## Short task
List each line holding the string "What".

## Information supplied
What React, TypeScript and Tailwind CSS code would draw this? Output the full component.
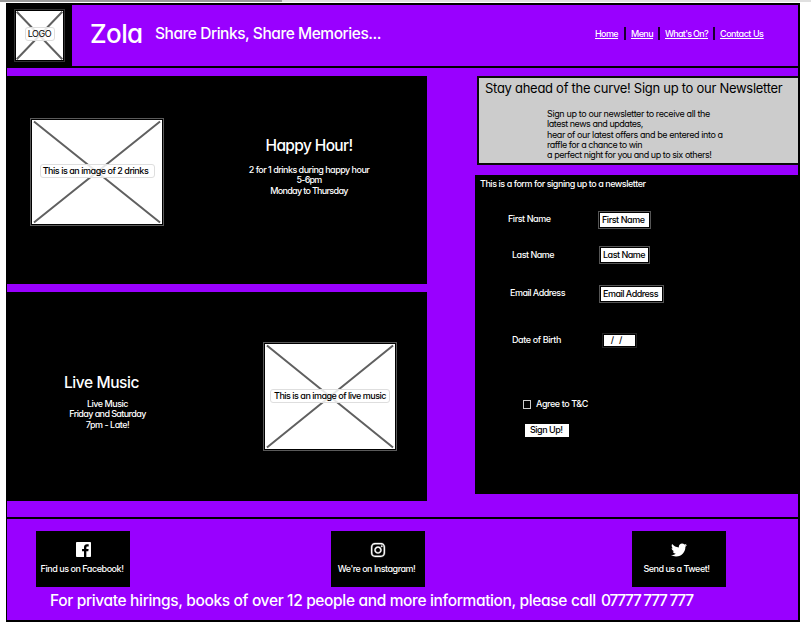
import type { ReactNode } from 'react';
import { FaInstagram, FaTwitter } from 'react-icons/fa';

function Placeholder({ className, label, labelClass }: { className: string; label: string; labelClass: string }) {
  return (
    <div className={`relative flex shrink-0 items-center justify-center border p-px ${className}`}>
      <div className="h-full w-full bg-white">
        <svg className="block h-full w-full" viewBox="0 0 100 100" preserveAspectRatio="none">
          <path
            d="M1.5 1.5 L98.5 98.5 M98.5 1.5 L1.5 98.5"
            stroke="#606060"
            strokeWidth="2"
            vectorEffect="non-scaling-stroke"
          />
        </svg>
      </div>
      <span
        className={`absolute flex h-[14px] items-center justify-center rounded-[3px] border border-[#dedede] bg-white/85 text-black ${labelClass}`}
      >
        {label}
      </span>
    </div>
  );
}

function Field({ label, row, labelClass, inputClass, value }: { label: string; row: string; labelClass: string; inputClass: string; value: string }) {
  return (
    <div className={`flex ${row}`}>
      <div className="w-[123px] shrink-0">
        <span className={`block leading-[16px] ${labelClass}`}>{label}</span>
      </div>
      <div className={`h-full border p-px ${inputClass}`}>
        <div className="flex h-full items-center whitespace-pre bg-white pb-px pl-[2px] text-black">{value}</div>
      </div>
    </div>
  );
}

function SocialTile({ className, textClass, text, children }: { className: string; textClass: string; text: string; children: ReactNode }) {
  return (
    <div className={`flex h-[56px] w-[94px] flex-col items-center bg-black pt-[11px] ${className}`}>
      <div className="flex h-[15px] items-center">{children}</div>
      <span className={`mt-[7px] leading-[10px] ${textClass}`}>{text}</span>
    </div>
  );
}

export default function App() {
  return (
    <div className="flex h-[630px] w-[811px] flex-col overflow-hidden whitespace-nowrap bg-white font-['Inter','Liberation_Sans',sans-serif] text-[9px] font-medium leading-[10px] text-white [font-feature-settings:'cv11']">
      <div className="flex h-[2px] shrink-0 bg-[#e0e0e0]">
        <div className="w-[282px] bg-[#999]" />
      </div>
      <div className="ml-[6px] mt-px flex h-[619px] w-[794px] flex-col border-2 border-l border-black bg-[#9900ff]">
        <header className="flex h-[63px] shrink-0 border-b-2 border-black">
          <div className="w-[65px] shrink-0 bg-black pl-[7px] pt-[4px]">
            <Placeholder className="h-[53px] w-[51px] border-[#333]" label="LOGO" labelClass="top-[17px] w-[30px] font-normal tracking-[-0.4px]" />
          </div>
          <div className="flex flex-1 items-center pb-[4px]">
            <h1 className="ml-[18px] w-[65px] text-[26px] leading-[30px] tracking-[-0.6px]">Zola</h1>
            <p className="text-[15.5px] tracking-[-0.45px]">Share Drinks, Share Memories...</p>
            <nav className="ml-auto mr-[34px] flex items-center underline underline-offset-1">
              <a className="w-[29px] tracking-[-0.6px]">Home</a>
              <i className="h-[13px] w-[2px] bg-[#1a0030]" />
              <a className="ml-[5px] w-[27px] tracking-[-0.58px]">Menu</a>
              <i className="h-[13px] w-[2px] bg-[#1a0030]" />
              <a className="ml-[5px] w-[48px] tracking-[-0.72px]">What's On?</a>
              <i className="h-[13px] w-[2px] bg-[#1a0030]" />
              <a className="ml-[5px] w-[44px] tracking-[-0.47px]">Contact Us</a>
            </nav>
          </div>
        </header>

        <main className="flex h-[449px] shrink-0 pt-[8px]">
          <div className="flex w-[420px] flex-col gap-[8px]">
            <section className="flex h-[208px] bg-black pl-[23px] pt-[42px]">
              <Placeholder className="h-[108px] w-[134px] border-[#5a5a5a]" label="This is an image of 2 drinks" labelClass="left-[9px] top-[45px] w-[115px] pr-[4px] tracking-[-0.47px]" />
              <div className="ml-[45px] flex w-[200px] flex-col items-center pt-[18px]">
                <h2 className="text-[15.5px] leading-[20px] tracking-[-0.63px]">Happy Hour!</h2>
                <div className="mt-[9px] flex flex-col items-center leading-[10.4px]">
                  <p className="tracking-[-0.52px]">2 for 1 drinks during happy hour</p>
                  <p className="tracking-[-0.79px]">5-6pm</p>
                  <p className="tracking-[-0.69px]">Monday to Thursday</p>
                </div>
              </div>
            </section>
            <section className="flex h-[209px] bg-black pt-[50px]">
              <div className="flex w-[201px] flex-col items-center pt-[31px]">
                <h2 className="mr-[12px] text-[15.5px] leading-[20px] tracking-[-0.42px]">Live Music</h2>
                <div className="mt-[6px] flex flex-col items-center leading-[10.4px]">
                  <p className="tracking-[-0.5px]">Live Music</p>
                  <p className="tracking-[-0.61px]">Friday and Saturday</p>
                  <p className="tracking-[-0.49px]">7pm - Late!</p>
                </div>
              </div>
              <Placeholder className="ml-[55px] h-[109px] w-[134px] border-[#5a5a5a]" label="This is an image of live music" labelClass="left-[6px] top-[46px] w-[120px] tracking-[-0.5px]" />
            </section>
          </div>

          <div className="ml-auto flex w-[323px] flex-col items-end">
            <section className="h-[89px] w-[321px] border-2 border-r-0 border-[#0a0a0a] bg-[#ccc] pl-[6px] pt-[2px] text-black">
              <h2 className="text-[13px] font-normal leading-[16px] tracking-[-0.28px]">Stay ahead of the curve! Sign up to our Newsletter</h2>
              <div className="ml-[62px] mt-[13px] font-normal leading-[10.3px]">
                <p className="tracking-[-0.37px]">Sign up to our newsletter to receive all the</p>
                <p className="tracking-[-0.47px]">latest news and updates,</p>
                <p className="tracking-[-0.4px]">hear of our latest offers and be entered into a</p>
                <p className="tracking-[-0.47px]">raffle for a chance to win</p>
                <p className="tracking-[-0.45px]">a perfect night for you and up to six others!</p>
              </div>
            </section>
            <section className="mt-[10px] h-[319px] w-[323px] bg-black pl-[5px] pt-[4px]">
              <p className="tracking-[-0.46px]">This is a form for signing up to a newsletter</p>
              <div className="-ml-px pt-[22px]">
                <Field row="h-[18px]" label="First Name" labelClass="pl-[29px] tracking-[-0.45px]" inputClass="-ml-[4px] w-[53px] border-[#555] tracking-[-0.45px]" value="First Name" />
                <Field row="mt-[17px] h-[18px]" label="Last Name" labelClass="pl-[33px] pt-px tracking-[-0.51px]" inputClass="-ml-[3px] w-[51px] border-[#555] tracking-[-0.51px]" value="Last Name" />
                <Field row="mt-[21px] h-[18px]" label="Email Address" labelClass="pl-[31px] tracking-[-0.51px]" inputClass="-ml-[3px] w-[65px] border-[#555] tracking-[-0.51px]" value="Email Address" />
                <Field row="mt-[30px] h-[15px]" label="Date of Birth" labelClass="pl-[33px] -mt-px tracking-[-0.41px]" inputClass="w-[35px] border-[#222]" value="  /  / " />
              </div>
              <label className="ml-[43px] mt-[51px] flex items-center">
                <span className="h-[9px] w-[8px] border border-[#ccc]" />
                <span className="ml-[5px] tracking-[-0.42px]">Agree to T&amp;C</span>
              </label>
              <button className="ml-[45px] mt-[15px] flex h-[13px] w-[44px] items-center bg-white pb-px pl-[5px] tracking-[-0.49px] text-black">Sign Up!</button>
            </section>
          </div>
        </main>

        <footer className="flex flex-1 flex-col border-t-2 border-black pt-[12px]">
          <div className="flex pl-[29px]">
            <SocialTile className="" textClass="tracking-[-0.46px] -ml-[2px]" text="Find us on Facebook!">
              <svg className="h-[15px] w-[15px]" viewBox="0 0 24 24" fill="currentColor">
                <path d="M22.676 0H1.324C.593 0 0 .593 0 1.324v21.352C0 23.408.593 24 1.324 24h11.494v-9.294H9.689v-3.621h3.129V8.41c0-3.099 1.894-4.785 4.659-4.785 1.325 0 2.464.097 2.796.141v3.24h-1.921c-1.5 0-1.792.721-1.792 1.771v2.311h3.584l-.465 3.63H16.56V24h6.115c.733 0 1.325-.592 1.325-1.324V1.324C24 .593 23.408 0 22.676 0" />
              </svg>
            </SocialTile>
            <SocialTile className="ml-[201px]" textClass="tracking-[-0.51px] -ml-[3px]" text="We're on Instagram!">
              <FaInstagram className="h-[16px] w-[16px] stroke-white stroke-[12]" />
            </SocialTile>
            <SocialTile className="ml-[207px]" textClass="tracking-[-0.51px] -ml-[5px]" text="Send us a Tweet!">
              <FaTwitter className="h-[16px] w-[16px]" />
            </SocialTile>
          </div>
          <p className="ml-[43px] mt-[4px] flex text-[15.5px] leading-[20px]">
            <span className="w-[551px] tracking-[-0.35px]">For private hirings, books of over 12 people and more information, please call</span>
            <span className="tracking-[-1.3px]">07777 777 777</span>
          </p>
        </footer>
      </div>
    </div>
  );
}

## Exercise result
What React, TypeScript and Tailwind CSS code would draw this? Output the full component.
              <a className="ml-[5px] w-[48px] tracking-[-0.72px]">What's On?</a>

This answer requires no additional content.